Face à cette situation, qu’a fait le président? Dans la forme un discours remarquable et pédagogique qui montre qu’il a encore un esprit très vif mais il a été comme à son habitude, très malin mais sans aucune fermeté dans les valeurs qu’il exprime.
Il a commencé par dire que les réformes proposées par la Colibe étaient conformes à la Constitution qu’il a le devoir de défendre et rappelé, à juste titre, que la Tunisie est un Etat civil qui a instauré dans son texte l’égalité des hommes et des femmes.
Il a appelé les islamistes d’Ennahdha à appliquer cette Constitution qu’ils ont votée.
Tout cela était très bien dit, nécessaire et fort.
Mais pour conclure, il a indiqué que l’égalité dans l’héritage serait à la carte : l’appliqueraient ceux qui le veulent ! Est-ce cela la Constitution et l’égalité des femmes, qu’il venait juste de rappeler?
Capitulation en rase campagne de Caïd Essebsi
Voilà encore une capitulation en rase campagne devant les islamistes au nom du sacro-saint «consensus». Le problème est que l’égalité dans l’héritage est non pas une simple question technique que l’on peut rejeter à sa convenance mais bien un principe d’égalité voulue. Ce que Béji Caïd Essebsi disait-lui-même un instant auparavant, en rappelant l’article 21 de la Constitution.
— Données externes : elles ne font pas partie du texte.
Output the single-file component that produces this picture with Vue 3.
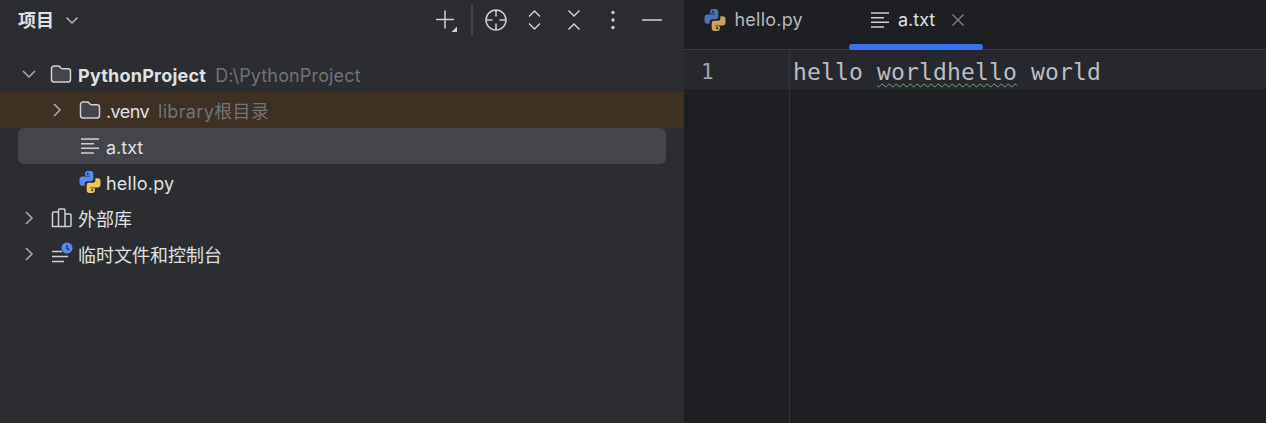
<script setup>
const tree = [
  { id: 'root', depth: 0, arrow: 'down', icon: 'folder', name: 'PythonProject', hint: 'D:\\PythonProject', bold: true, latin: true },
  { id: 'venv', depth: 1, arrow: 'right', icon: 'folder', name: '.venv', hint: 'library根目录', excluded: true, tight: true },
  { id: 'txt', depth: 1, icon: 'text', name: 'a.txt', selected: true },
  { id: 'py', depth: 1, icon: 'python', name: 'hello.py', latin: true },
  { id: 'lib', depth: 0, arrow: 'right', icon: 'library', name: '外部库', cjk: true },
  { id: 'scratch', depth: 0, arrow: 'right', icon: 'scratch', name: '临时文件和控制台', cjk: true },
]
</script>

<template>
  <div class="ide">
    <aside class="project">
      <header class="project-head">
        <div class="title">
          <span class="title-text">项目</span>
          <svg class="title-chev" width="14" height="14" viewBox="0 0 14 14"><path d="M1.500 4.500 7 10l5.500-5.500" /></svg>
        </div>
        <div class="tools">
          <svg class="tool plus" width="24" height="24" viewBox="0 0 24 24">
            <path d="M11 2.500v18M2 11.500h18" />
            <path class="tri" d="M23 18.500v5.500h-5.500z" />
          </svg>
          <i class="sep"></i>
          <svg class="tool" width="24" height="24" viewBox="0 0 24 24">
            <circle cx="12" cy="12" r="10" />
            <path d="M12 2v6.500M12 15.500V22M2 12h6.500M15.500 12H22" />
          </svg>
          <svg class="tool" width="24" height="24" viewBox="0 0 24 24">
            <path d="M6 8.500l5.500-5.500L17 8.500M6 15.500l5.500 5.500 5.500-5.500" />
          </svg>
          <svg class="tool" width="24" height="24" viewBox="0 0 24 24">
            <path d="M6.500 2.500 12 8l5.500-5.500M6.500 21.500 12 16l5.500 5.500" />
          </svg>
          <svg class="tool dots" width="24" height="24" viewBox="0 0 24 24">
            <circle cx="12" cy="4.500" r="1.700" /><circle cx="12" cy="12" r="1.700" /><circle cx="12" cy="19.500" r="1.700" />
          </svg>
          <svg class="tool" width="24" height="24" viewBox="0 0 24 24"><path d="M2 12h20" /></svg>
        </div>
      </header>

      <div class="tree">
        <div v-for="n in tree" :key="n.id" class="row" :class="{ excluded: n.excluded }">
          <div class="row-inner" :class="[`depth-${n.depth}`, { selected: n.selected }]">
            <span class="arrow">
              <svg v-if="n.arrow === 'down'" width="16" height="16" viewBox="0 0 16 16"><path d="M2 5l6 6 6-6" /></svg>
              <svg v-else-if="n.arrow === 'right'" width="16" height="16" viewBox="0 0 16 16"><path d="M5 2l6 6-6 6" /></svg>
            </span>

            <svg v-if="n.icon === 'folder'" class="ico" width="24" height="24" viewBox="0 0 24 24">
              <path class="folder" d="M2.500 6.500A2.500 2.500 0 0 1 5 4h4.200c.6 0 1.100.2 1.500.6l1.500 1.600c.3.300.7.500 1.100.500H19a2.500 2.500 0 0 1 2.500 2.500v8.300a2.500 2.500 0 0 1-2.500 2.500H5a2.500 2.500 0 0 1-2.500-2.500z" />
            </svg>
            <svg v-else-if="n.icon === 'text'" class="ico line" width="24" height="24" viewBox="0 0 24 24">
              <path d="M3 5h18M3 9.700h13M3 14.300h18M3 19h13" />
            </svg>
            <svg v-else-if="n.icon === 'python'" class="ico" width="24" height="24" viewBox="0 0 16 16">
              <path class="py-blue" fill-rule="evenodd" d="M4.700 2.600A1.900 1.900 0 0 1 6.600.7h1.700a1.900 1.900 0 0 1 1.900 1.900v3.300a1.600 1.600 0 0 1-1.600 1.600H6.300a1.900 1.900 0 0 0-1.900 1.900v1.100H3A2 2 0 0 1 1 8.500V6.400a2 2 0 0 1 2-2h4.900v-.6H4.700zM6.500 1.800a.7.7 0 1 0 0 1.400.7.7 0 0 0 0-1.400z" />
              <path class="py-yellow" fill-rule="evenodd" d="M11.300 13.400a1.900 1.900 0 0 1-1.900 1.900H7.700a1.900 1.900 0 0 1-1.900-1.900v-3.300a1.600 1.600 0 0 1 1.600-1.600h2.300a1.900 1.900 0 0 0 1.900-1.900V5.500H13a2 2 0 0 1 2 2v2.100a2 2 0 0 1-2 2H8.100v.6h3.200zM9.500 14.200a.7.7 0 1 0 0-1.400.7.7 0 0 0 0 1.400z" />
            </svg>
            <svg v-else-if="n.icon === 'library'" class="ico line" width="24" height="24" viewBox="0 0 24 24">
              <path d="M3.500 7a1 1 0 0 1 1-1h5v14.500h-6zM9.500 4a1 1 0 0 1 1-1h4.500a1 1 0 0 1 1 1v16.500H9.500zM16 8h5a1 1 0 0 1 1 1v10.500a1 1 0 0 1-1 1h-5z" />
            </svg>
            <svg v-else class="ico line" width="24" height="24" viewBox="0 0 24 24">
              <path d="M3 9.500h10M3 14.500h16M3 19.500h12" />
              <circle class="clock" cx="18" cy="6" r="5.500" />
              <path class="hands" d="M18 3v3.300l2.300 1.700" />
            </svg>

            <span class="name" :class="{ bold: n.bold, latin: n.latin, tight: n.tight, cjk: n.cjk }">{{ n.name }}</span>
            <span v-if="n.hint" class="hint">{{ n.hint }}</span>
          </div>
        </div>
      </div>
    </aside>

    <main class="editor">
      <nav class="tabs">
        <div class="tab">
          <svg width="24" height="24" viewBox="0 0 16 16">
            <path class="py-blue dim" fill-rule="evenodd" d="M4.700 2.600A1.900 1.900 0 0 1 6.600.7h1.700a1.900 1.900 0 0 1 1.900 1.900v3.300a1.600 1.600 0 0 1-1.600 1.600H6.300a1.900 1.900 0 0 0-1.900 1.900v1.100H3A2 2 0 0 1 1 8.500V6.400a2 2 0 0 1 2-2h4.900v-.6H4.700zM6.500 1.800a.7.7 0 1 0 0 1.400.7.7 0 0 0 0-1.400z" />
            <path class="py-yellow dim" fill-rule="evenodd" d="M11.300 13.400a1.900 1.900 0 0 1-1.900 1.900H7.700a1.900 1.900 0 0 1-1.900-1.900v-3.300a1.600 1.600 0 0 1 1.600-1.600h2.300a1.900 1.900 0 0 0 1.900-1.900V5.500H13a2 2 0 0 1 2 2v2.100a2 2 0 0 1-2 2H8.100v.6h3.200zM9.500 14.200a.7.7 0 1 0 0-1.400.7.7 0 0 0 0 1.400z" />
          </svg>
          <span class="tab-name">hello.py</span>
        </div>
        <div class="tab active">
          <svg class="line" width="24" height="24" viewBox="0 0 24 24">
            <path d="M3 5h18M3 9.700h13M3 14.300h18M3 19h13" />
          </svg>
          <span class="tab-name">a.txt</span>
          <svg class="close" width="14" height="14" viewBox="0 0 14 14"><path d="M1.500 1.500l11 11M12.500 1.500l-11 11" /></svg>
        </div>
      </nav>
      <div class="code-area">
        <div class="gutter"><div class="gutter-line">1</div></div>
        <div class="code"><div class="code-line">hello <span class="typo">worldhello</span> world</div></div>
      </div>
    </main>
  </div>
</template>

<style>
html, body { margin: 0; background: #1e1f22; overflow: hidden; }
</style>

<style scoped>
.ide {
  display: flex;
  width: 1266px;
  height: 423px;
  overflow: hidden;
  font-family: Inter, "Noto Sans CJK SC", sans-serif;
  font-size: 18px;
  color: #dfe1e5;
}
.project {
  width: 684px;
  flex: none;
  background: #2b2d30;
}
.project-head {
  display: flex;
  align-items: center;
  justify-content: space-between;
  height: 40px;
  padding: 0 20px 0 18px;
  margin-bottom: 16px;
}
.title { display: flex; align-items: center; gap: 11px; font-weight: 700; }
.title-text { padding-bottom: 2px; }
.title-chev path { fill: none; stroke: #b4b8bf; stroke-width: 1.500; }
.tools { display: flex; align-items: center; gap: 15px; }
.tool { fill: none; stroke: #ced0d6; stroke-width: 1.500; }
.tool .tri { fill: #ced0d6; stroke: none; }
.tool.dots { fill: #ced0d6; stroke: none; }
.plus { margin-right: -1px; }
.sep { width: 2px; height: 30px; background: #43454a; margin: 0 -4px 0 -1px; }

.row { height: 36px; }
.row.excluded { background: #3f3024; }
.row-inner {
  display: flex;
  align-items: center;
  height: 36px;
  margin: 0 18px;
  border-radius: 6px;
}
.row-inner.selected { background: #43454a; }
.depth-0 { padding-left: 3px; }
.depth-1 { padding-left: 31px; }
.arrow { display: flex; align-items: center; width: 16px; margin-right: 12px; flex: none; }
.depth-1 .arrow { margin-right: 13px; }
.arrow path { fill: none; stroke: #a8adb5; stroke-width: 1.500; }
.ico { flex: none; margin-right: 5px; }
.depth-1 .ico { margin-right: 4px; }
.folder { fill: #43454a; stroke: #ced0d6; stroke-width: 1.500; }
.line { fill: none; }
.line path { stroke: #ced0d6; stroke-width: 1.500; fill: none; }
.clock { fill: #548af7; }
.line .hands { stroke: #2b2d30; stroke-width: 1.300; }
.py-blue { fill: #548af7; }
.py-yellow { fill: #f2c55c; }
.py-blue.dim { fill: #4a72b5; }
.py-yellow.dim { fill: #c9a45a; }
.name, .hint { padding-top: 2px; }
.name.cjk { padding-top: 0; }
.name.bold { font-weight: 700; }
.name.latin { letter-spacing: 0.22px; }
.name.tight { letter-spacing: -0.6px; }
.hint { margin-left: 9px; color: #6f737a; letter-spacing: 0.15px; }
.excluded .hint { letter-spacing: 0.35px; padding-top: 0; }

.editor { flex: 1; display: flex; flex-direction: column; background: #1e1f22; min-width: 0; }
.tabs { display: flex; height: 49px; flex: none; border-bottom: 1px solid #393b40; }
.tab {
  position: relative;
  display: flex;
  align-items: center;
  height: 39px;
  padding-left: 18.500px;
  width: 146.500px;
  gap: 8px;
  color: #b4b8bf;
}
.tab .tab-name { letter-spacing: 0.22px; }
.tab.active { width: 115.500px; gap: 6.500px; color: #dfe1e5; }
.tab.active .tab-name { letter-spacing: 0; }
.tab.active::after {
  content: "";
  position: absolute;
  left: 0;
  right: 0;
  top: 44px;
  height: 6px;
  border-radius: 3px;
  background: #3574f0;
}
.close { margin-left: 9.500px; }
.close path { fill: none; stroke: #7a7e85; stroke-width: 1.500; }

.code-area { flex: 1; display: flex; min-height: 0; }
.gutter { width: 105px; flex: none; border-right: 1px solid #313438; }
.gutter-line {
  height: 39px;
  line-height: 45px;
  padding-left: 17px;
  background: #26282e;
  color: #a1a3ab;
  font-family: "DejaVu Sans Mono", monospace;
  font-size: 21px;
}
.code { flex: 1; }
.code-line {
  height: 39px;
  line-height: 45px;
  padding-left: 3px;
  background: #26282e;
  color: #bcbec4;
  font-family: "DejaVu Sans Mono", monospace;
  font-size: 23px;
  letter-spacing: 0.15px;
  white-space: pre;
}
.typo {
  text-decoration: underline wavy #6aab73;
  text-decoration-thickness: 1.300px;
  text-underline-offset: 3px;
}
</style>
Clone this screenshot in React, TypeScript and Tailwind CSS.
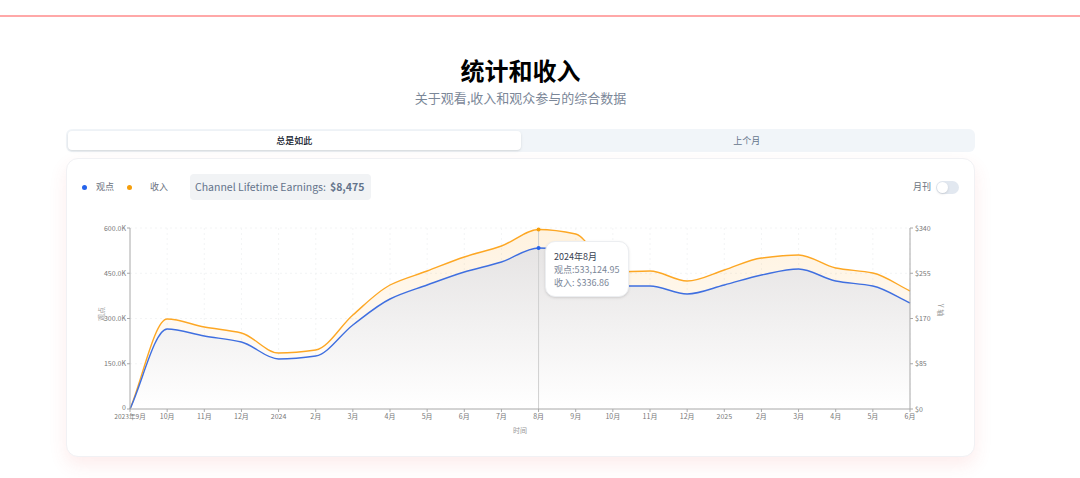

Va-t-on laisser des femmes, souvent parmi les plus démunies, subir pression, violence et chantage pour renoncer à l’égalité dans l’héritage? Y a-t-il, comme il semble l’admettre, deux Tunisies, l’une qui applique la Constitution et les valeurs de liberté et d’égalité; et l’autre qui appliquerait la charia ? Dans quel Etat du monde le droit est à la carte ?
C’est tout à fait choquant !
Face à cette nouvelle capitulation, il reste la société civile tunisienne.
Oui, les masques sont tombés. Aussi bien celui des Frères musulmans que celui de Béji Caïd Essebsi qui continue à ménager son encombrant allié! Et c’est tant mieux.
Maintenant il reste à espérer que la société civile par sa mobilisation va donner une nouvelle leçon aux politiques et inciter certains d’entre eux qui se targuent d’être des progressistes de voter un texte clair sur les principes et accordant, notamment aux femmes, une réelle égalité.